The real risk: consecutive similar regimes: If you are in risk-on for 10 straight periods, the same params keep winning and keep getting seeded. The optimizer reinforces a narrow corridor. When the regime flips it may be slower to adapt. This is the subtler form of overfitting. Not cheating on data, but converging prematurely on a local optimum during a persistent regime. Mitigation in progress: capping how many times the same param fingerprint can appear in the HoF within a rolling window.

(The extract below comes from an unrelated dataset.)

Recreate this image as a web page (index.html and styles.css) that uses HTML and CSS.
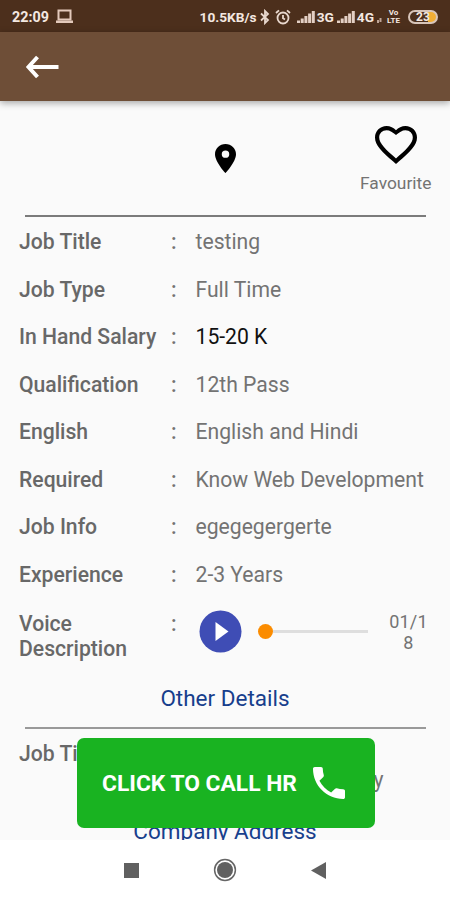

Empirical result (2021-2023 hard window)
| HoF Seeded (25/300 trials) | Baseline (no seeds) | |
|---|---|---|
| Median NAV | $33,408 | $13,067 |
| Median CAGR | +48.9% | +9.3% |
| Median Max DD | 40.4% | 30.9% |
| Median Calmar | 1.21 | 0.32 |
Should I turn it on?
Default is off (--hof-seeds 0). Turn it on if you have at least 1-2 full runs worth of HoF data (run build_hof.py first), are willing to accept slightly wider drawdowns for meaningfully higher returns, and understand the consecutive-regime risk. Recommended value: --hof-seeds 20 to --hof-seeds 30. Above 50 starts to crowd out random exploration.
Going live
The strategy runs live in a Schwab Roth IRA. Every 14 days: download fresh data, run the optimizer on trailing 12 months, deploy the winning parameters for the next period. The live equity curve appends to the same walk-forward database, so backtested and live periods are directly comparable.